However, traditional acoustic panels often utilise petroleum-based or non-renewable resources, contributing to environmental degradation through high embodied energy and waste generation. Mineral wool, which encompasses both rock wool (also known as stone wool) and glass wool, serves as a crucial component in the field of acoustic insulation [11]. Its fibrous structure provides high acoustic absorption capabilities alongside important thermal insulation properties, making it integral in construction and engineering applications. Miškinis et al. [12] demonstrated that fibrous materials exhibit high absorption performance across various frequency ranges while also providing beneficial mechanical strength and thermal insulation.

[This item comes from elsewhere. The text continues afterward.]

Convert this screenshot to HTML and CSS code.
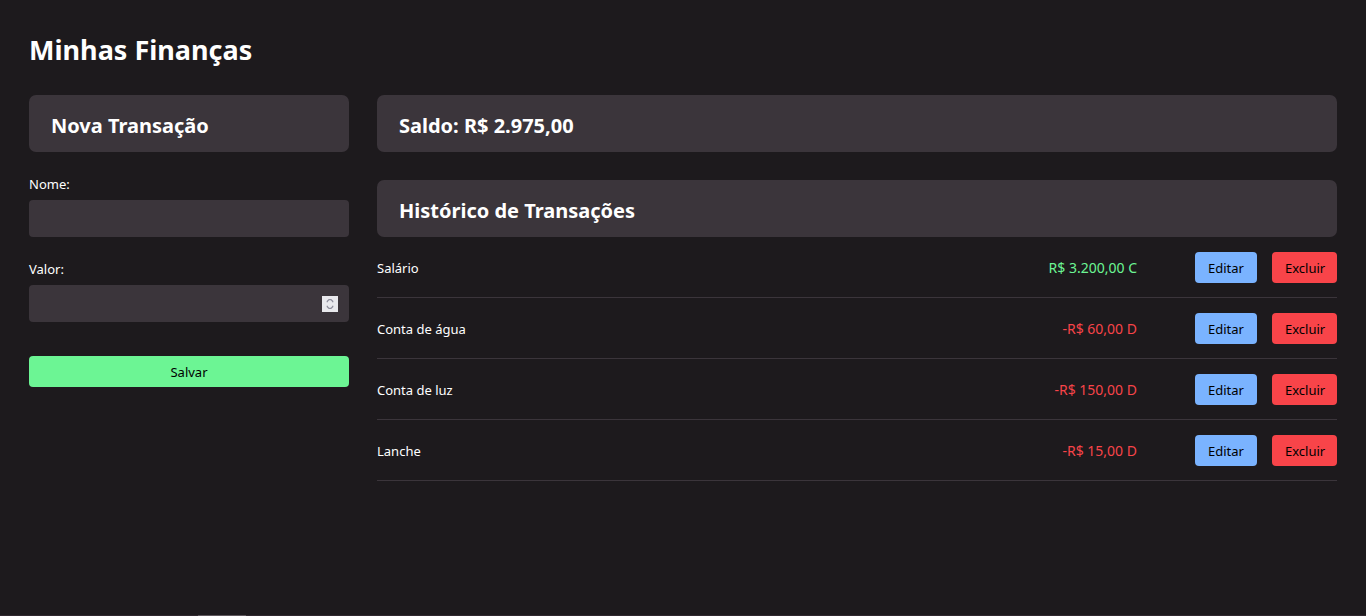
FILE: index.html
```html
<!DOCTYPE html>
<html lang="pt-BR">
<head>
<meta charset="utf-8">
<meta name="viewport" content="width=device-width, initial-scale=1">
<title>Minhas Finanças</title>
<link rel="stylesheet" href="styles.css">
</head>
<body>
<div class="page">
  <h1 class="title">Minhas Finanças</h1>
  <main class="layout">
    <section>
      <h2 class="panel">Nova Transação</h2>
      <form class="form">
        <div class="field">
          <label class="label" for="nome">Nome:</label>
          <input class="input" id="nome" type="text">
        </div>
        <div class="field">
          <label class="label" for="valor">Valor:</label>
          <div class="number">
            <input class="input" id="valor" type="number" step="0.01">
            <svg class="spinner" viewBox="0 0 16 16" aria-hidden="true"><path d="M5.300 6.200V5.300L7 3.600H9L10.700 5.300V6.200M5.300 9.800V10.700L7 12.400H9L10.700 10.700V9.800"/></svg>
          </div>
        </div>
        <button class="button save" type="button">Salvar</button>
      </form>
    </section>
    <section>
      <h2 class="panel balance">Saldo: R$ 2.975,00</h2>
      <h2 class="panel">Histórico de Transações</h2>
      <ul class="list">
        <li class="row"><span class="name">Salário</span><span class="amount credit">R$ 3.200,00 C</span><span class="actions"><button class="button edit" type="button">Editar</button><button class="button delete" type="button">Excluir</button></span></li>
        <li class="row"><span class="name">Conta de água</span><span class="amount debit">-R$ 60,00 D</span><span class="actions"><button class="button edit" type="button">Editar</button><button class="button delete" type="button">Excluir</button></span></li>
        <li class="row"><span class="name">Conta de luz</span><span class="amount debit">-R$ 150,00 D</span><span class="actions"><button class="button edit" type="button">Editar</button><button class="button delete" type="button">Excluir</button></span></li>
        <li class="row"><span class="name">Lanche</span><span class="amount debit">-R$ 15,00 D</span><span class="actions"><button class="button edit" type="button">Editar</button><button class="button delete" type="button">Excluir</button></span></li>
      </ul>
    </section>
  </main>
</div>
<footer class="edge"><span class="edge-mark"></span></footer>
</body>
</html>
```

FILE: styles.css
```css
* {
  box-sizing: border-box;
  margin: 0;
  padding: 0;
}

body {
  display: flex;
  flex-direction: column;
  min-height: 100vh;
  background: #1d1a1d;
  color: #fff;
  font: 13px/20px "Segoe UI", "Noto Sans", sans-serif;
}

.page {
  flex: 1;
  padding: 29px;
}

.title {
  margin-bottom: 25px;
  font-size: 27px;
  line-height: 41px;
}

.layout {
  display: grid;
  grid-template-columns: 320px 1fr;
  gap: 28px;
}

.panel {
  padding: 16px 22px 12px;
  border-radius: 7px;
  background: #3b353b;
  font-size: 20px;
  line-height: 29px;
}

.balance {
  margin-bottom: 28px;
}

.form {
  display: flex;
  flex-direction: column;
  gap: 22px;
  padding-top: 22px;
}

.field {
  display: flex;
  flex-direction: column;
  gap: 6px;
}

.input {
  display: block;
  width: 100%;
  height: 37px;
  padding: 0 11px;
  border: 0;
  border-radius: 4px;
  background: #3b353b;
  color: #fff;
  font: inherit;
  appearance: textfield;
}

.input::-webkit-inner-spin-button {
  appearance: none;
}

.number {
  position: relative;
}

.spinner {
  position: absolute;
  top: 11px;
  right: 11px;
  width: 16px;
  height: 16px;
  background: #e9e9ed;
  fill: none;
  stroke: #8f8f9d;
  stroke-width: 1.3;
}

.button {
  height: 31px;
  padding: 0 13px;
  border: 0;
  border-radius: 4px;
  color: #000;
  font: inherit;
  cursor: pointer;
}

.save {
  margin-top: 12px;
  background: #6cf594;
}

.list {
  list-style: none;
}

.row {
  display: grid;
  grid-template-columns: 1fr auto 200px;
  align-items: center;
  padding: 15px 0 14px;
  border-bottom: 1px solid #3b353b;
}

.amount {
  font-size: 14px;
}

.credit {
  color: #6cf594;
}

.debit {
  color: #f84449;
}

.actions {
  display: flex;
  justify-content: flex-end;
  gap: 15px;
}

.edit {
  width: 62px;
  background: #7ab3ff;
}

.delete {
  width: 65px;
  background: #f84449;
}

.edge {
  height: 1px;
  padding-left: 198px;
  background: #30282f;
}

.edge-mark {
  display: block;
  width: 48px;
  height: 1px;
  background: #5d565c;
}
```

Recent studies indicate that recycling waste materials and incorporating bio-based constituents, such as cellulose-nanocrystal-modified luffa structures, cork granulates, tree bark [13], and recycled tea bags, can yield acoustic panels with competitive sound absorption properties while significantly reducing their environmental footprint [3,14,15,16,17,18,19]. The integration of natural fibres and bio-based composites into acoustic panel design presents an eco-innovative solution that utilises renewable resources.

The integration of Portland cement ensures that the panels resist moisture-induced degradation and display improved fire resistance, a critical attribute derived from the cement’s barrier effect—as evidenced by performance evaluations conducted on cement-bonded materials [4]. This fire-retardant property, coupled with the natural biodegradability and recyclability of wood wool, underscores the environmental benefits of these composites. Integrating fly ash and ground granulated blast-furnace slag, pozzolans can lead to a reduction in the demand for Portland cement, thereby decreasing CO₂ emissions [20,21,22] because up to 10% of worldwide anthropogenic CO₂ emissions are attributed to cement production, highlighting its role as a major contributor to climate change [20,23,24,25].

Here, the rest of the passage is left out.